When George Washington accepted the presidency, he not only set the tone for future holders of that office, but he also had an opportunity to demonstrate to his country what his principles were.
Washington was a man who understood the power of symbols and appearances. He knew everything communicates. And the first inauguration of the president of a newly-formed country was the perfect vehicle for communicating.
The Constitution didn’t call for an inaugural address. But Washington, a leader of men, knew the power of the spoken word to stir men’s souls.
The morning of April 30, 1789 dawned bright and sunny in New York City. The weather that day was to be a comfortable 59 degrees—perfect spring weather for the outdoor ceremony planned for that day.
Washington, who was meticulous in his attire, was notorious for dressing in either his military uniform or the traditional dress of a British gentleman. Noting that “we have already been too long subject to British prejudices,” he instead chose a brown suit made from cloth woven in Hartford, Connecticut: a signal that he would support American industry.

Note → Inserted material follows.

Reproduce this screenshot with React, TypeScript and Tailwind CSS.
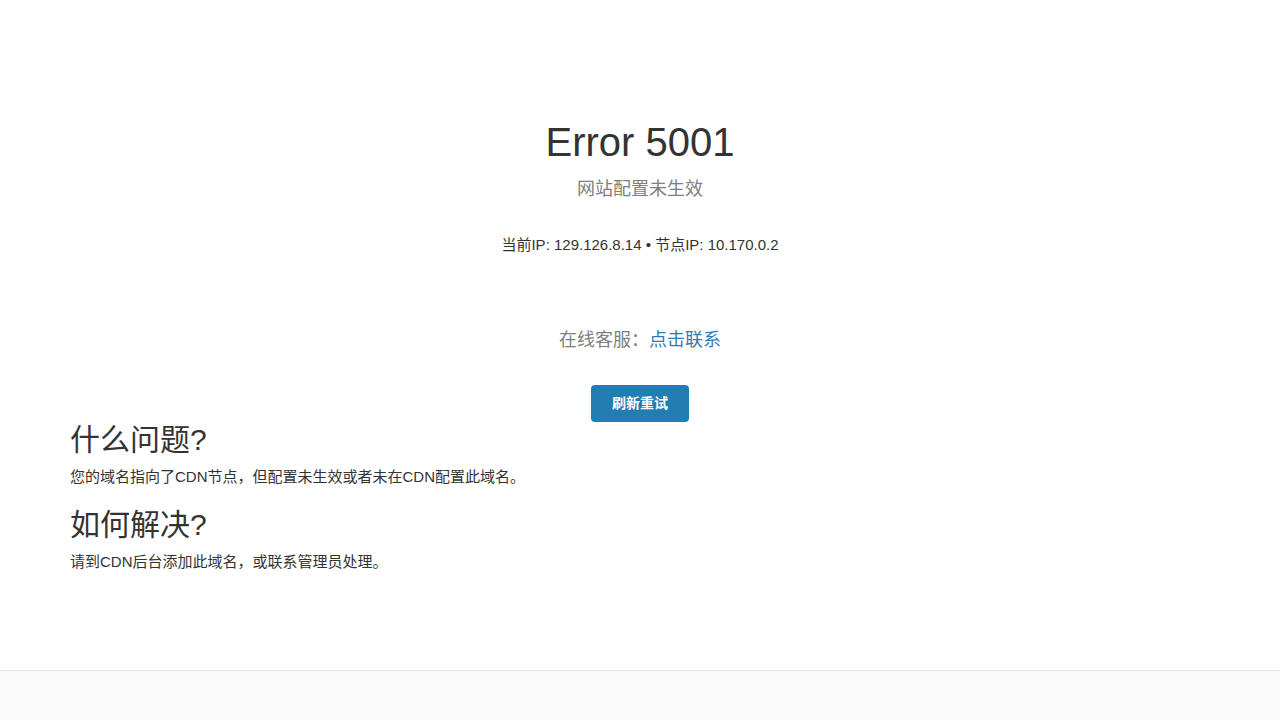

As he walked out onto the balcony of Federal Hall at the corner of Wall and Nassau Streets in New York City a little after noon, George Washington witnessed a roar arise from the crowd below. He and they were acutely aware that the ceremony they were about to witness was not one of secret rites and rituals; the open-air atmosphere belied the transparency and universality of the event.
After taking his oath of office, Washington stepped forward to deliver his address. From the very opening, he demonstrated his legendary humility:
“[T]he magnitude and difficulty of the trust to which the voice of my country called me, being sufficient to awaken in the wisest and most experienced of her citizens a distrustful scrutiny into his qualifications, could not but overwhelm with despondence, one, who, inheriting inferior endowments from nature and unpractised in the duties of civil administration, ought to be peculiarly conscious of his own deficiencies.”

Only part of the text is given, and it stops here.